The future of Active Edge
The DoD is currently testing Active Edge technology and the preliminary results are “outstanding,” Walchle said, but, due to a confidentiality agreement, he could not reveal more information.
“We’ve figured out how to shoot radio frequencies at a product that will attach to the cell wall and stay within the product— and that’s a big deal,” Walchle said.
Walchle added that while the FDA has approved the use of PEMF devices that can be used only about 200 times, some Active Edge products have six-year-old technology that still work.
As the DoD continues to test the technology, Active Edge is aiming to have at least a half of a million products on the market within the next year, Walchle said.
For now, the company is preparing to release its next product, the Active Edge Sleep Shirt, online Wednesday.
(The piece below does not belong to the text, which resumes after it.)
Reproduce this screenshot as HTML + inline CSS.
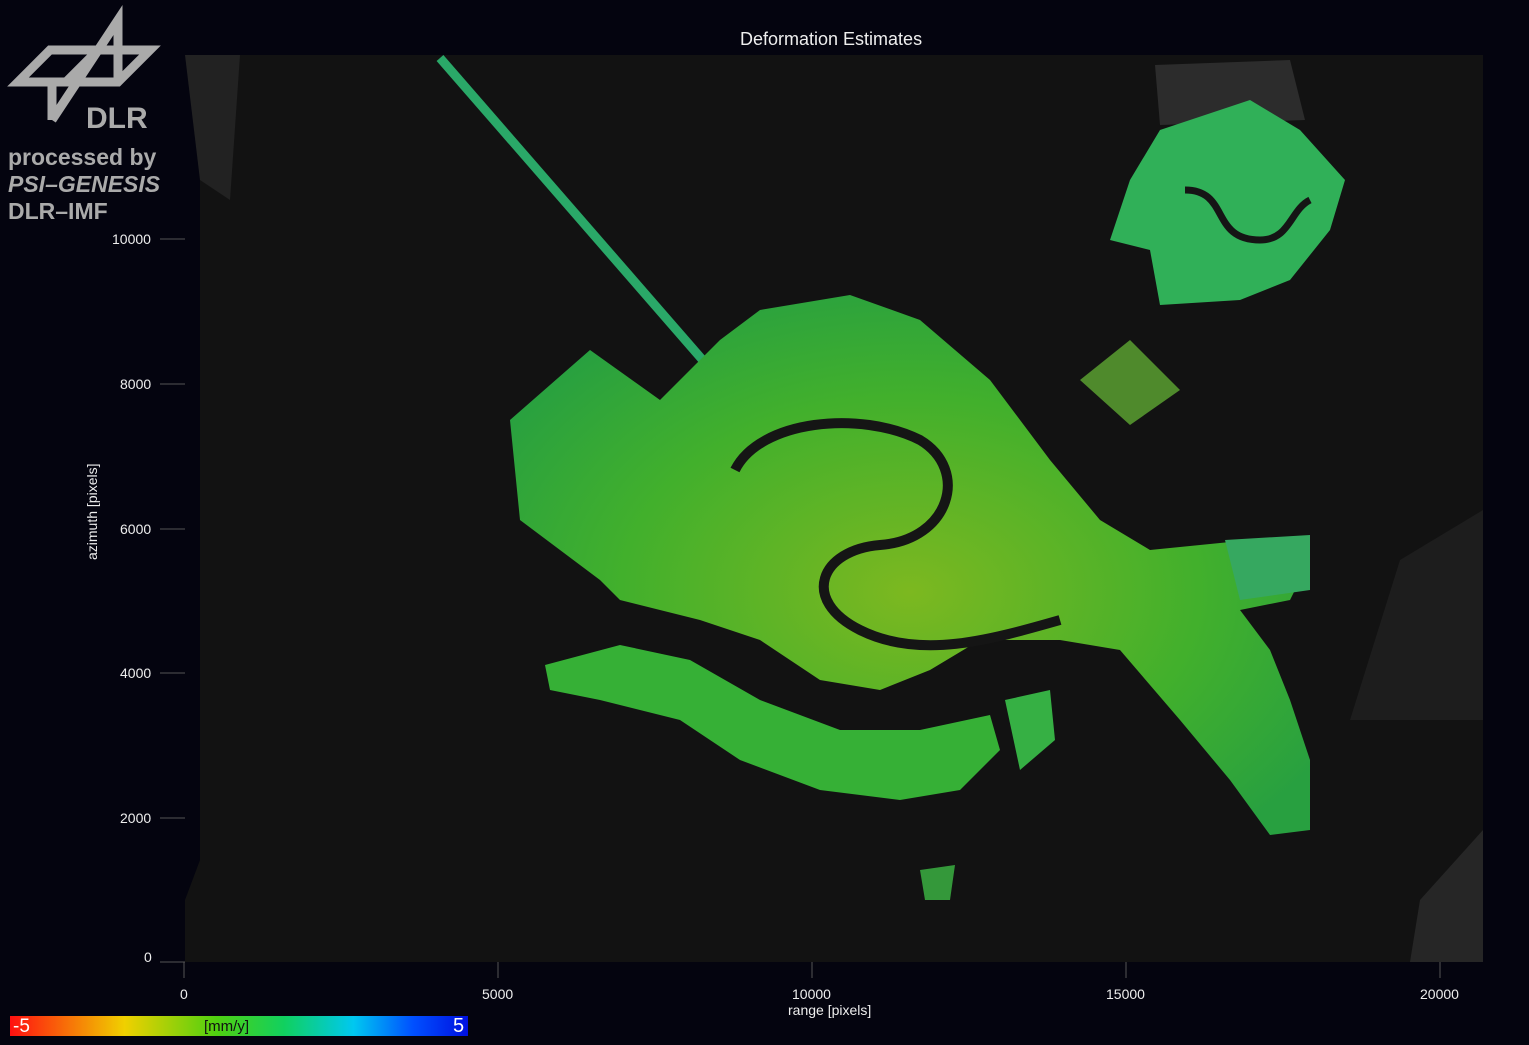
<!DOCTYPE html>
<html><head><meta charset="utf-8"><style>
html,body{margin:0;padding:0;background:#04040f;width:1529px;height:1045px;overflow:hidden;font-family:"Liberation Sans",sans-serif;color:#fff}
.t{position:absolute;font-size:14px;color:#eee}
.logo{position:absolute;left:8px;color:#aaa;font-weight:bold;font-size:23px;line-height:27px}
</style></head><body>
<svg width="1529" height="1045" style="position:absolute;left:0;top:0">
<defs>
<radialGradient id="g" cx="0.5" cy="0.55" r="0.6">
<stop offset="0" stop-color="#7cb820"/><stop offset="0.6" stop-color="#42b02c"/><stop offset="1" stop-color="#28a040"/>
</radialGradient>
<linearGradient id="cb" x1="0" x2="1">
<stop offset="0" stop-color="#ff1010"/><stop offset="0.25" stop-color="#f0d000"/><stop offset="0.45" stop-color="#50d010"/><stop offset="0.6" stop-color="#10d060"/><stop offset="0.75" stop-color="#00c8f0"/><stop offset="0.88" stop-color="#0050ff"/><stop offset="1" stop-color="#0010e0"/>
</linearGradient>
</defs>
<polygon points="200,55 1483,55 1483,962 185,962 185,900 200,860" fill="#121212"/>
<polygon points="185,55 240,55 230,200 200,180" fill="#222"/>
<polygon points="1155,65 1290,60 1305,120 1160,125" fill="#2c2c2c"/>
<polygon points="1400,560 1483,510 1483,720 1350,720" fill="#1d1d1d"/>
<polygon points="1420,900 1483,830 1483,962 1410,962" fill="#262626"/>
<line x1="440" y1="58" x2="720" y2="380" stroke="#2aa868" stroke-width="9"/>
<polygon fill="url(#g)" points="600,580 520,520 510,420 590,350 660,400 720,340 760,310 850,295 920,320 990,380 1050,460 1100,520 1150,550 1250,540 1310,560 1290,600 1240,610 1270,650 1290,700 1310,760 1310,830 1270,835 1230,780 1180,720 1120,650 1060,640 980,640 930,670 880,690 820,680 760,640 700,620 620,600"/>
<path d="M735,470 C760,420 860,410 920,440 C970,470 950,540 880,545 C820,550 800,600 860,630 C920,660 990,640 1060,620" stroke="#151515" stroke-width="10" fill="none"/>
<polygon fill="#36b036" points="545,665 620,645 690,660 760,700 840,730 920,730 990,715 1000,750 960,790 900,800 820,790 740,760 680,720 600,700 550,690"/>
<polygon fill="#36b044" points="1005,700 1050,690 1055,740 1020,770"/>
<polygon fill="#30b058" points="1130,180 1160,130 1250,100 1300,130 1345,180 1330,230 1290,280 1240,300 1160,305 1150,250 1110,240"/>
<path d="M1185,190 C1230,190 1210,240 1260,240 C1290,240 1290,210 1310,200" stroke="#151515" stroke-width="7" fill="none"/>
<polygon fill="#4f8a2c" points="1080,380 1130,340 1180,390 1130,425"/>
<polygon fill="#34983a" points="920,870 955,865 950,900 925,900"/>
<polygon fill="#36a860" points="1225,540 1310,535 1310,590 1240,600"/>
<rect x="10" y="1016" width="458" height="20" fill="url(#cb)"/>
<g stroke="#555" stroke-width="1">
<line x1="160" y1="239" x2="185" y2="239"/><line x1="160" y1="384" x2="185" y2="384"/><line x1="160" y1="529" x2="185" y2="529"/><line x1="160" y1="673" x2="185" y2="673"/><line x1="160" y1="818" x2="185" y2="818"/><line x1="160" y1="962" x2="185" y2="962"/>
<line x1="184" y1="962" x2="184" y2="978"/><line x1="498" y1="962" x2="498" y2="978"/><line x1="812" y1="962" x2="812" y2="978"/><line x1="1126" y1="962" x2="1126" y2="978"/><line x1="1440" y1="962" x2="1440" y2="978"/>
</g>
<g fill="none" stroke="#aaa" stroke-width="9">
<polygon points="18,82 50,50 150,50 118,82"/>
<line x1="66" y1="82" x2="98" y2="50"/>
<path d="M52,120 L52,82 M52,120 L118,20 L118,82"/>
</g>
</svg>
<div class="logo" style="top:105px;left:86px;font-size:30px">DLR</div>
<div class="logo" style="top:144px">processed by<br><i>PSI–GENESIS</i><br>DLR–IMF</div>
<div class="t" style="left:740px;top:29px;font-size:18px">Deformation Estimates</div>
<div class="t" style="left:112px;top:231px">10000</div>
<div class="t" style="left:120px;top:376px">8000</div>
<div class="t" style="left:120px;top:521px">6000</div>
<div class="t" style="left:120px;top:665px">4000</div>
<div class="t" style="left:120px;top:810px">2000</div>
<div class="t" style="left:144px;top:949px">0</div>
<div class="t" style="left:180px;top:986px">0</div>
<div class="t" style="left:482px;top:986px">5000</div>
<div class="t" style="left:792px;top:986px">10000</div>
<div class="t" style="left:1106px;top:986px">15000</div>
<div class="t" style="left:1420px;top:986px">20000</div>
<div class="t" style="left:788px;top:1002px">range [pixels]</div>
<div class="t" style="transform:rotate(-90deg);transform-origin:left top;top:560px;left:84px">azimuth [pixels]</div>
<div style="position:absolute;left:13px;top:1016px;font-size:19px;color:#fff">-5</div>
<div style="position:absolute;left:453px;top:1015px;font-size:20px;color:#fff">5</div>
<div style="position:absolute;left:204px;top:1018px;font-size:15px;color:#111">[mm/y]</div>
</body></html>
The shirts will be sold for $49.
Walchle, who said he’s struggled with restlessness since he can remember, falls asleep quicker and stays asleep more soundly with Active Edge technology.
“I’ll sleep seven to eight hours now, and it is the craziest thing to me,” said Walchle, who added that the company’s independently run clinical trials suggest 80 percent of the people who wear the devices notice improved sleep.
Paul Tesori, of Ponte Vedra, Fla., has spent his entire life playing golf and the past 15 years caddying. Tesori told FoxNews.com that his Active Edge bracelet has reduced joint pain and helped increase the fluidity of his golf swing.
“I made a ‘1’ the other day and said if I break seven today, I’ll become a part owner,” Tesori, 43, joked.
Philip Gordon, 54, of Gainesville, Fla., works at a local country club and enjoys playing basketball in his spare time. He’s been wearing the Active Edge bracelet for about a year.
“When I don’t have it on, it seems like I get tired quicker,” he said. “When I put it on, it seems like I can play longer … and from my energy level, it seems like I get a second wind.”
As for Baker, the former tractor trailer driver, the technology has reduced his tremors so much that he seldom uses his walker anymore. He has also been able to change the oil in his pickup truck and even rebuild the deck in his backyard.
“I’m doing more,” Baker told FoxNews.com. “I’m more energetic now, and I know that I won’t stumble and fall. I’ve got more confidence now.”